Rare-earth ion doped ferroelectric ceramic becomes a fascinating ground for pairing of electrical and luminescence properties. These materials come under the class of piezo-luminescent materials. Importantly, ferroelectric materials are electromechanically soft and as a result the presence of external stimuli like temperature, stress and electric field gives rise to structural modulation which eventually affects the luminescence. In the present work europium (Eu3+) and praseodymium (Pr+3) doped (Na0.41K0.09Bi0.5)TiO3 [NKBT] ceramics were fabricated and investigated for their luminescence response. The effect of external stimuli i.e. electric field on photo-luminescence was also investigated.

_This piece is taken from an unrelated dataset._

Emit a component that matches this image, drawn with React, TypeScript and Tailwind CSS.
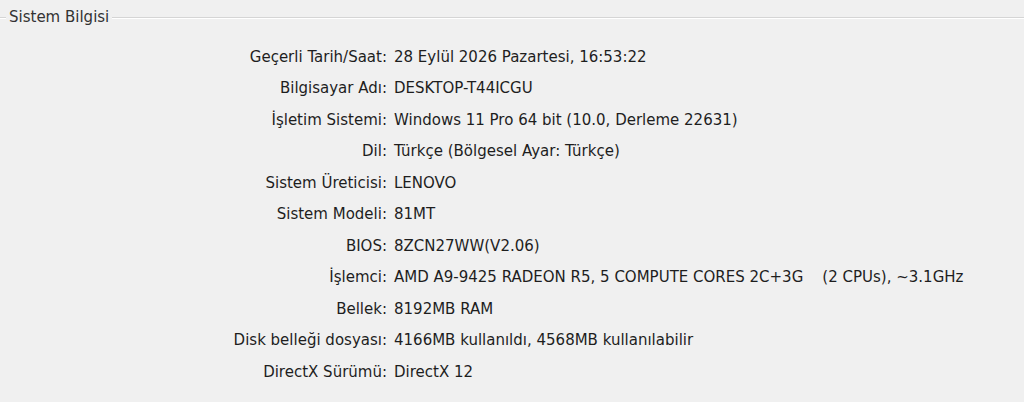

Solid-state reaction technique was used to synthesize (Na0.41K0.09Bi0.49Pr0.01)TiO3 and (Na0.41K0.09Bi0.49Eu0.01)TiO3 ceramics. The composition selected in the present comparison was found to exhibit optimum piezoelectric response with piezoelectric charge coefficient (d33) ~165 pC/N. The photo-luminescence study reveals the presence of distinctive emission bands between 550 to 660 nm related to 5D0 → 7Fj (j = 0 to 6) for Eu3+, and three characteristic bands near 540, 610, and 655 nm corresponding to 3Pj → 3H5 (j =0 to 2), 1D2 → 3H4, and 3P0 → 3F2 transitions in Pr+3 ions. On application of electric field, there is no noticeable shift in the position and shape of the photoluminescence line which is attributed to the shielding of 4f-4f transitions in Eu+3 and Pr+3 by 5s2 and 5p6 electrons in the outer shells. However, quenching of luminescence for hypersensitive 5D0 → 7F2 and 1D2 → 3H4 transition was observed on application of the electric field. The quenching effect is more evident for the Pr+3 doped sample. The structural studies reveal the emergence of irreversible long-range tetragonal ordering on application of electric field. The increase in the symmetry results in the observed quenching of luminescence. The present study further reveals that the ferroelectric and photo-luminescence lack one-to-one correlation. The photo-luminescence response is associated to the local site symmetry around the rare earth ions and it is independent of the development of long-range ordering required for ferroelectricity.